Out With the Fairies

Weird

This afternoon, I had cause to look at Arthur Conan Doyle's masterpiece of gullability, The Coming of the Fairies, and was staggered to find that I have a personal connection with it. In chapter VII on pages 168/169, there's a bit that begins:

Miss Eva Longbottom, L.R.A.M., A.R.C. M., of Bristol, a charming vocalist, who has been blind from birth, told us in an interview: "I have seen many fairies with my mind's eyes (that is, clairvoyantly). They are of various kinds, the ones I see.

She goes on in this vein for several paragraphs.

Eva Hannah Longbottom was my paternal grandfather's cousin. He didn't have much to do with her, as his own father was a bit of a rake, and her family was regarded as quite stuck up (the pronunciation of her surname was changed to "LongBOtham" when the family moved south). However, she did write a book, "Silver Bells of Memory", which I may get around to blogging further about some day.

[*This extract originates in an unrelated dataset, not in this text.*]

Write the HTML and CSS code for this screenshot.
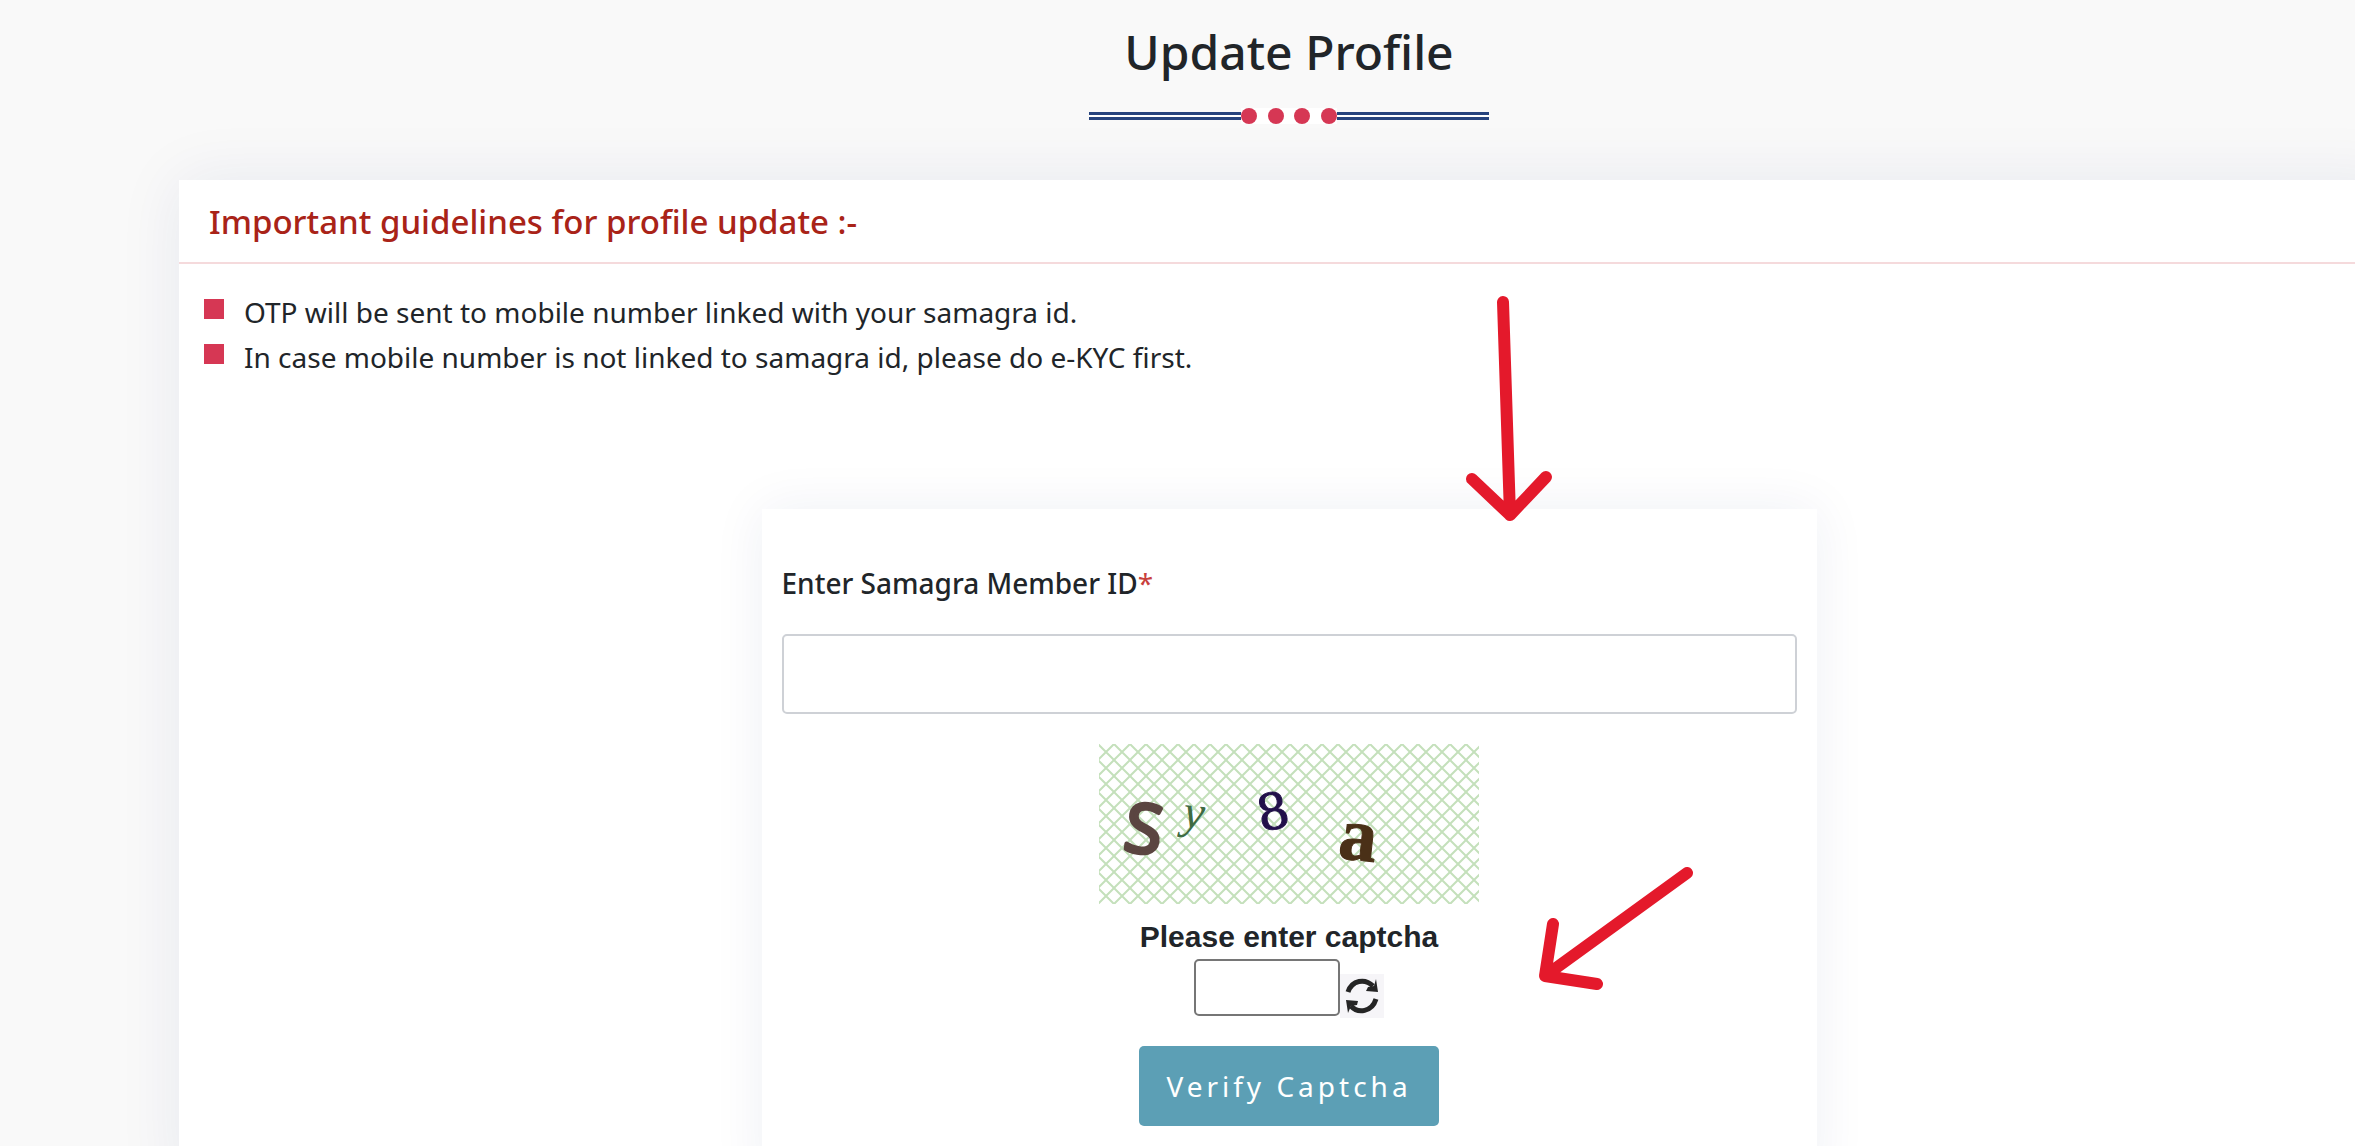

Reading through this from cover to cover, which I did for genealogical reasons, was one of the most boring things I have ever done. Eva may have been a celebrated musician, but she was not the most exciting author in the world, and the number of times she stresses that she isn't bitter about being blind and continually professes gratitude to God leads me to conclude that she was trying to persuade herself as much as anyone else. I'd guess that secretly, she held her deity entirely responsible for her condition and the moment she blagged her way into Heaven he was going to get both barrels over it. Given her Pollyanna worldview, it doesn't surprise me in the least that she wrote something bonkers about fairies that Conan Doyle picked up and used as evidence of their existence.

So, I've shaken hands with my grandad, who had shaken hands with his cousin; if she shook hands with Conan Doyle, that means I can reach the author of Sherlock Holmes in three.

Sorry if you're waiting for the closing quotation mark from the book quote — it's not coming...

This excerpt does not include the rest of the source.